Input rows –
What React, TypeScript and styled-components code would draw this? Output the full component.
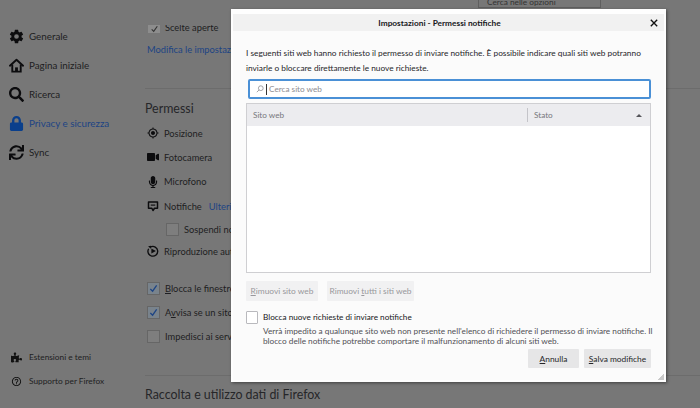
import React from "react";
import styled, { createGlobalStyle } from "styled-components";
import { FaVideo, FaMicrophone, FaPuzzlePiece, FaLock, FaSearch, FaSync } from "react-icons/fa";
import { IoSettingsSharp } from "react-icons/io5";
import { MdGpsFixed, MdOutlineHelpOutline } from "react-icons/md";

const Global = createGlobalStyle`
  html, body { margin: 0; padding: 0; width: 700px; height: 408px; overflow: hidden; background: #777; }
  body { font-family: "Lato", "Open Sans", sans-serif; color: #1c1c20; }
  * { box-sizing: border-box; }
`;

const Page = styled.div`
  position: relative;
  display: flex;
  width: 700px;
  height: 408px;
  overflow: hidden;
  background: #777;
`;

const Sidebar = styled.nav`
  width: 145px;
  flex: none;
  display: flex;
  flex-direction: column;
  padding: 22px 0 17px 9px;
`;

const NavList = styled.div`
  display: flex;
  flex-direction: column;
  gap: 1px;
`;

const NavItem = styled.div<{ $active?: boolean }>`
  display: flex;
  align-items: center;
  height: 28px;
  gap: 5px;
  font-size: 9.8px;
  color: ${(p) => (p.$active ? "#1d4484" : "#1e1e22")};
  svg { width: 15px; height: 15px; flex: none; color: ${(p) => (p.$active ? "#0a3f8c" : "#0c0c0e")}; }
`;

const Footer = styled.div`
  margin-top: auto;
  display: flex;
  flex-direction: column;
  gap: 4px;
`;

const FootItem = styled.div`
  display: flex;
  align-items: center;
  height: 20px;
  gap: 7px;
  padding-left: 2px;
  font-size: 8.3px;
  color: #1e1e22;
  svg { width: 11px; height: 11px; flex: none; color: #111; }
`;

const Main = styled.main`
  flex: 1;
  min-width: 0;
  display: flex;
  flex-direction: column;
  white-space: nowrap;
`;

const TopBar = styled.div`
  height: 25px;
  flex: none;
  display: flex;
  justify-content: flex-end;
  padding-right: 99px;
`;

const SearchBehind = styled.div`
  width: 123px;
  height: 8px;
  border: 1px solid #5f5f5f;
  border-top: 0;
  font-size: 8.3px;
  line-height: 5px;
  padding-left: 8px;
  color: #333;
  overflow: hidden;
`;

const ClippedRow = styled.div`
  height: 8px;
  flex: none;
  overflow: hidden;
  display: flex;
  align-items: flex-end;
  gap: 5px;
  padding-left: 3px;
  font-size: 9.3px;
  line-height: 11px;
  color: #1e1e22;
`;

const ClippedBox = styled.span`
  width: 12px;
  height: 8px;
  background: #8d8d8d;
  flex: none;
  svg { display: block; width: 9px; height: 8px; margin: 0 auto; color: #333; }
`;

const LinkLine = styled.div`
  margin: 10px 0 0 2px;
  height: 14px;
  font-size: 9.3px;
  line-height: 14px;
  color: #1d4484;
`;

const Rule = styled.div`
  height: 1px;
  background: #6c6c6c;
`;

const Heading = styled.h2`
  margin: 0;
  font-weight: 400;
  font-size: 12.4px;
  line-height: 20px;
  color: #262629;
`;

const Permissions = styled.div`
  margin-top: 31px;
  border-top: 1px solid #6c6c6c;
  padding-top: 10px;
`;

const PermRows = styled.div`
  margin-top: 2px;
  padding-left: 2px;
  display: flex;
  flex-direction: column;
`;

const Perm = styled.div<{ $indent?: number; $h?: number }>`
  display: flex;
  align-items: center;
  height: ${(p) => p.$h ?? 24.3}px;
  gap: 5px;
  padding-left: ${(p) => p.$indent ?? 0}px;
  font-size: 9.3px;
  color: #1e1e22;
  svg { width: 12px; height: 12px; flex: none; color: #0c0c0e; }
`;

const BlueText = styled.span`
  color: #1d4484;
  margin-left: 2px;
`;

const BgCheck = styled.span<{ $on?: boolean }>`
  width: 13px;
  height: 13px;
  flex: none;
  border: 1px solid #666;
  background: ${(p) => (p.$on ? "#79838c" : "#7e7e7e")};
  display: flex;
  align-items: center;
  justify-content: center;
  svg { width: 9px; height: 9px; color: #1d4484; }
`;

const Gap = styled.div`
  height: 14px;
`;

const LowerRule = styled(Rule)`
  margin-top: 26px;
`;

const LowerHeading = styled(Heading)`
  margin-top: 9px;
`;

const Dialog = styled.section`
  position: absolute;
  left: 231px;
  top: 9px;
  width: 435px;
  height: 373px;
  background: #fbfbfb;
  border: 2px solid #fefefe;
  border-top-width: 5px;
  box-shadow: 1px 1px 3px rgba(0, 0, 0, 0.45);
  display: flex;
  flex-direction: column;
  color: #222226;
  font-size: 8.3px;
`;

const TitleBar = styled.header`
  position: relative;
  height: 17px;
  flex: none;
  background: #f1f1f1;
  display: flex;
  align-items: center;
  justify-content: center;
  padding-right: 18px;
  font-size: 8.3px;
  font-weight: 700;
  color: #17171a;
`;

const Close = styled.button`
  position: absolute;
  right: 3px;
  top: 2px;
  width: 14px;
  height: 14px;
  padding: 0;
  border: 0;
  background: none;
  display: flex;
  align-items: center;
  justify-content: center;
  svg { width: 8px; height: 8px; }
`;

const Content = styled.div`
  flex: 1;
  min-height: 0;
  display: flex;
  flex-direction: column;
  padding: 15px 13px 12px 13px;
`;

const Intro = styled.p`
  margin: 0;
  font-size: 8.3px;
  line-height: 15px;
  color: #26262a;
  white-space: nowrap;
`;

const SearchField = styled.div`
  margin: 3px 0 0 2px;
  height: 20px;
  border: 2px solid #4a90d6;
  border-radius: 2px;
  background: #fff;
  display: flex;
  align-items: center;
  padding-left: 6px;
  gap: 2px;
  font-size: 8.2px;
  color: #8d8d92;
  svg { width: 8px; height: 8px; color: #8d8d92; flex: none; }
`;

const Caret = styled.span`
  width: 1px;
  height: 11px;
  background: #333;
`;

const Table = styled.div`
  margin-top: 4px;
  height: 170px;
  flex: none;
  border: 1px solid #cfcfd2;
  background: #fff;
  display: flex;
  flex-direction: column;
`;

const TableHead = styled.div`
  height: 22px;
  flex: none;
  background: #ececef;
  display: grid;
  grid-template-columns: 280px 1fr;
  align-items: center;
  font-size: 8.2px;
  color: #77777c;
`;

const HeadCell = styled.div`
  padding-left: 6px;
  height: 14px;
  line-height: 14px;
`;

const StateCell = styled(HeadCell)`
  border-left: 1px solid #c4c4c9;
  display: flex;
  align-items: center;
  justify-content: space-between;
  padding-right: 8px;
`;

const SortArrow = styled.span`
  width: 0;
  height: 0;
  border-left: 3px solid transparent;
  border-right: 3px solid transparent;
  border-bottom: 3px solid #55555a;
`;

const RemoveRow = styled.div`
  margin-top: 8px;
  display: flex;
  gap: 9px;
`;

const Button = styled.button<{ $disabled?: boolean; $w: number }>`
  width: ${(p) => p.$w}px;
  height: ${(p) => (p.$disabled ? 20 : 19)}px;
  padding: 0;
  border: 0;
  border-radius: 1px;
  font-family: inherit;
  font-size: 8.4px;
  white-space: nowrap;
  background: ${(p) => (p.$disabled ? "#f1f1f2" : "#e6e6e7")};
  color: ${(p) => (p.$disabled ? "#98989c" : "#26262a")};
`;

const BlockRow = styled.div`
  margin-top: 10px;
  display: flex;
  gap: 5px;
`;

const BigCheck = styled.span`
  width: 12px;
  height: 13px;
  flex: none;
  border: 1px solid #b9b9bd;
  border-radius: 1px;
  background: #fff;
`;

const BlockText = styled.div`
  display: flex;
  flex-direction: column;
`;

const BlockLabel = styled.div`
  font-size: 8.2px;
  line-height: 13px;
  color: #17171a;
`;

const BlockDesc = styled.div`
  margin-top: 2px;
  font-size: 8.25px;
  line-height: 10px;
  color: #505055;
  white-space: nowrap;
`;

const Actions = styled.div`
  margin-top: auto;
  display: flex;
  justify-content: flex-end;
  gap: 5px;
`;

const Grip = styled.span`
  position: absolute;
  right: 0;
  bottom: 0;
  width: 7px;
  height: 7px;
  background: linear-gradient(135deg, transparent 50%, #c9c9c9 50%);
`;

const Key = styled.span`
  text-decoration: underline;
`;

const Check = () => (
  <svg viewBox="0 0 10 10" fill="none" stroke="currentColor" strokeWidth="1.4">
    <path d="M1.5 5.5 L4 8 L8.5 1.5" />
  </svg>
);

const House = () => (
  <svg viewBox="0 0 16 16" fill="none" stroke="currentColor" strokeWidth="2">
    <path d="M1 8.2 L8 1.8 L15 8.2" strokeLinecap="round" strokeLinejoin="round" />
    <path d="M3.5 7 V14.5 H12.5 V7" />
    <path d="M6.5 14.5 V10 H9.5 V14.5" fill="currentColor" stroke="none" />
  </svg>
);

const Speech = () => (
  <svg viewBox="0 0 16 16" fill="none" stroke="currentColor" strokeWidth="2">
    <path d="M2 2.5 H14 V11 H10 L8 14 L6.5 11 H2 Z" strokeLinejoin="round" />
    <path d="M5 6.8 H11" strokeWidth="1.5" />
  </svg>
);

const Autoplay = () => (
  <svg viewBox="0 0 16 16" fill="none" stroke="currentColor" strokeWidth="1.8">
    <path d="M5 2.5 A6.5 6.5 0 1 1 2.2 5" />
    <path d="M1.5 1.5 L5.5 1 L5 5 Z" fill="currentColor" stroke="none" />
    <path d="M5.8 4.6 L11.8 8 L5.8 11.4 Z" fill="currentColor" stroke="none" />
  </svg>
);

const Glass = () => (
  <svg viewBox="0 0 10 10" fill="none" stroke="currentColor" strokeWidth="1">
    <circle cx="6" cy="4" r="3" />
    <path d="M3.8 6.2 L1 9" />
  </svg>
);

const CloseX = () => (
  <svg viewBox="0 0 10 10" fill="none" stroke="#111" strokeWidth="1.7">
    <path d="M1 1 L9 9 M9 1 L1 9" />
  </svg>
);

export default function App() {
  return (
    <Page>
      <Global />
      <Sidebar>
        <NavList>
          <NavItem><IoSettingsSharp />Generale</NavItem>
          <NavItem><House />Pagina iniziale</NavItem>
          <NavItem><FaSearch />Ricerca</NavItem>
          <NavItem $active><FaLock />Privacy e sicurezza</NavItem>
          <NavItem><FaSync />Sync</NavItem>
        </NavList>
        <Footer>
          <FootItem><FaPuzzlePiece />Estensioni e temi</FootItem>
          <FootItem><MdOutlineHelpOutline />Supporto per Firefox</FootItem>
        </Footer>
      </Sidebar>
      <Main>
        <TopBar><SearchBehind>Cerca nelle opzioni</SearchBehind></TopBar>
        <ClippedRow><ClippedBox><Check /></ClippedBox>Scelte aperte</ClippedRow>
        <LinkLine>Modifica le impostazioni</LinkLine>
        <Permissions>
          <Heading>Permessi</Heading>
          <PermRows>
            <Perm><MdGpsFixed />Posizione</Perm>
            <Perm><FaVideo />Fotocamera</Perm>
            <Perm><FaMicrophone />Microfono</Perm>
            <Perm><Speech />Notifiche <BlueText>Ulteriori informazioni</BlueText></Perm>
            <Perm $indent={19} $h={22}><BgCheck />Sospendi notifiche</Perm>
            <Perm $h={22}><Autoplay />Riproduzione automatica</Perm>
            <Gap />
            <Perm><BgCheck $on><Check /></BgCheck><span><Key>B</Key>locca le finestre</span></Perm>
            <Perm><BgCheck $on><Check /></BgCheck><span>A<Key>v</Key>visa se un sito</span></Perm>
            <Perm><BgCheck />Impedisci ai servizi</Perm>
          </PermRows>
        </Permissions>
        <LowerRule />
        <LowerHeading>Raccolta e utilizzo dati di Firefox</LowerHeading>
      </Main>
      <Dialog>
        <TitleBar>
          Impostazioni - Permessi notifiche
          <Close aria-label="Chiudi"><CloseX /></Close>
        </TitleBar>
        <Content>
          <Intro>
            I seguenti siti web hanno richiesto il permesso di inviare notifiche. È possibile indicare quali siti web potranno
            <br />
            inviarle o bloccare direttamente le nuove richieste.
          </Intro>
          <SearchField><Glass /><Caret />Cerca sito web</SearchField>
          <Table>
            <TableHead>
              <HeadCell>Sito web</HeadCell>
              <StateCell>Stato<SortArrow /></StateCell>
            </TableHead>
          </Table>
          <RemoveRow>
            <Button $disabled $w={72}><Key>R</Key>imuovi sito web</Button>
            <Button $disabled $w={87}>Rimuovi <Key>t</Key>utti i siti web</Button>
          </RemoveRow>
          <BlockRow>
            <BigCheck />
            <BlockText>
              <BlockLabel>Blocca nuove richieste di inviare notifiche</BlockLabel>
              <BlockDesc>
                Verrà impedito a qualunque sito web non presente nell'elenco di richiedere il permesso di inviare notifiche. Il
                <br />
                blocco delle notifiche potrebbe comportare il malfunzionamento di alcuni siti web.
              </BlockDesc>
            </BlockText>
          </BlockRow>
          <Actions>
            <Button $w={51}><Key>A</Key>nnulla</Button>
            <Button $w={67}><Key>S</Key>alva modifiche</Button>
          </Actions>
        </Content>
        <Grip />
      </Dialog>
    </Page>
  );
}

--

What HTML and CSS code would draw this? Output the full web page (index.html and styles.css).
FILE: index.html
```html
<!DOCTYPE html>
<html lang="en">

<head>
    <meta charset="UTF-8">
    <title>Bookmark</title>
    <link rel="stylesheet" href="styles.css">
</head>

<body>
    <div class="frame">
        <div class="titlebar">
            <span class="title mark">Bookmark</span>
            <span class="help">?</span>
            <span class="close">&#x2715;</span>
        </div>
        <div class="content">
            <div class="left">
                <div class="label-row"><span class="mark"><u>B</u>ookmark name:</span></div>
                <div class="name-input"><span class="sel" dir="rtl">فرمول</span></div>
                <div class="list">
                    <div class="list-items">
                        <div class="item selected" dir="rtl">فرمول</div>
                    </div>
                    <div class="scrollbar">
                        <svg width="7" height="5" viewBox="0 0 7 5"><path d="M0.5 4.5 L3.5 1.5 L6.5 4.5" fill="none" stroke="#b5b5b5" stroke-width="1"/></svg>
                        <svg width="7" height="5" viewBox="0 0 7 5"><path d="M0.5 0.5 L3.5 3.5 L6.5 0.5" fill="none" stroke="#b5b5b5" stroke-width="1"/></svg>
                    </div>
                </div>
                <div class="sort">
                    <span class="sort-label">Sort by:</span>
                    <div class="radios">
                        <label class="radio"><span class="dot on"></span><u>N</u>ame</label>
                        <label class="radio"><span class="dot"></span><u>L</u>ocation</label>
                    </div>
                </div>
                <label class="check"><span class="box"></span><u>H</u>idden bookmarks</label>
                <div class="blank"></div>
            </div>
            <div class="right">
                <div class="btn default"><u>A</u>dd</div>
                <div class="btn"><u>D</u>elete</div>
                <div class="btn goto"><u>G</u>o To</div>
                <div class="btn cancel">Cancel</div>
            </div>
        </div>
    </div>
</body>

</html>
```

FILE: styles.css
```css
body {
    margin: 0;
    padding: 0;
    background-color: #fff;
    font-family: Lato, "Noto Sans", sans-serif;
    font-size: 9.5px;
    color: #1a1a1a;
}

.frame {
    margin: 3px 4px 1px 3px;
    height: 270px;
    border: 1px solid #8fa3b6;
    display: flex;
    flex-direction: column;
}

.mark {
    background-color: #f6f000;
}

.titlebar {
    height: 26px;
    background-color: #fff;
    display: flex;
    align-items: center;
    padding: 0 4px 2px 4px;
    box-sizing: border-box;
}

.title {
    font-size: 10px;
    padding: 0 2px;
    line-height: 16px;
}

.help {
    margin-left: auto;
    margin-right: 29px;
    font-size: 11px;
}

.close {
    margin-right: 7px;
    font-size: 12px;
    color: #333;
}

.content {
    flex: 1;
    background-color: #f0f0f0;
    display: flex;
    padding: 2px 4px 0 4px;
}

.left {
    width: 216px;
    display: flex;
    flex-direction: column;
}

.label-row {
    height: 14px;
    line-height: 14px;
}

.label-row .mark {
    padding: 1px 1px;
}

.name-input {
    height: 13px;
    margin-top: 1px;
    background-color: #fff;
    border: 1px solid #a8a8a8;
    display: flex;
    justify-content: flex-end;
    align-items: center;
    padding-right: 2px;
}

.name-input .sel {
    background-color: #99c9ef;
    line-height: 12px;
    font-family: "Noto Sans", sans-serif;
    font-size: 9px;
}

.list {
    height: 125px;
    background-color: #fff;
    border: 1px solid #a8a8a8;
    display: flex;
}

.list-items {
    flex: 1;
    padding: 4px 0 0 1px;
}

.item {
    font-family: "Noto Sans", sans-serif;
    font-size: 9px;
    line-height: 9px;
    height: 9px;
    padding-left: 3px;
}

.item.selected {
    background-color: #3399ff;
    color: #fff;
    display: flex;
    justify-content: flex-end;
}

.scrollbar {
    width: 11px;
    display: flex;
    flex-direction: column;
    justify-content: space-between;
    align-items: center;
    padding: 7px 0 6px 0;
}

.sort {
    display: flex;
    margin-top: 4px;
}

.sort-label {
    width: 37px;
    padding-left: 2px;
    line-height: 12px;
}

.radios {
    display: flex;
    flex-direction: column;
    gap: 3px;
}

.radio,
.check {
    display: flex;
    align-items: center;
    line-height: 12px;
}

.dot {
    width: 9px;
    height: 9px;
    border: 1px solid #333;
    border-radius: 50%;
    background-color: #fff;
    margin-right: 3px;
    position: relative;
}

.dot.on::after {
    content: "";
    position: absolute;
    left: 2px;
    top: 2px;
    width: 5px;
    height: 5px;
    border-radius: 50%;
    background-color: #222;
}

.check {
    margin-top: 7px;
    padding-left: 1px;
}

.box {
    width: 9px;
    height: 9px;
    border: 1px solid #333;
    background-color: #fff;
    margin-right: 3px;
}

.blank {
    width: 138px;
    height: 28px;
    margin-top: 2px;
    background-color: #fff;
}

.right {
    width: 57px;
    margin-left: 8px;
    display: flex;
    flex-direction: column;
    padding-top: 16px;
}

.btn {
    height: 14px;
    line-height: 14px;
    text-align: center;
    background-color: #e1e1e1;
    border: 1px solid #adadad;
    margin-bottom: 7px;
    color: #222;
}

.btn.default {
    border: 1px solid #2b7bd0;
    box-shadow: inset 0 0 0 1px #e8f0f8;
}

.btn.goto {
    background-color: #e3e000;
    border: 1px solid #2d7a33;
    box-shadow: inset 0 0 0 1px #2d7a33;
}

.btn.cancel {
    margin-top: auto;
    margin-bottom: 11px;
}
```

Aim – Only a number is wanted: how many lines of the material include the word "index".

Reply to the task – 2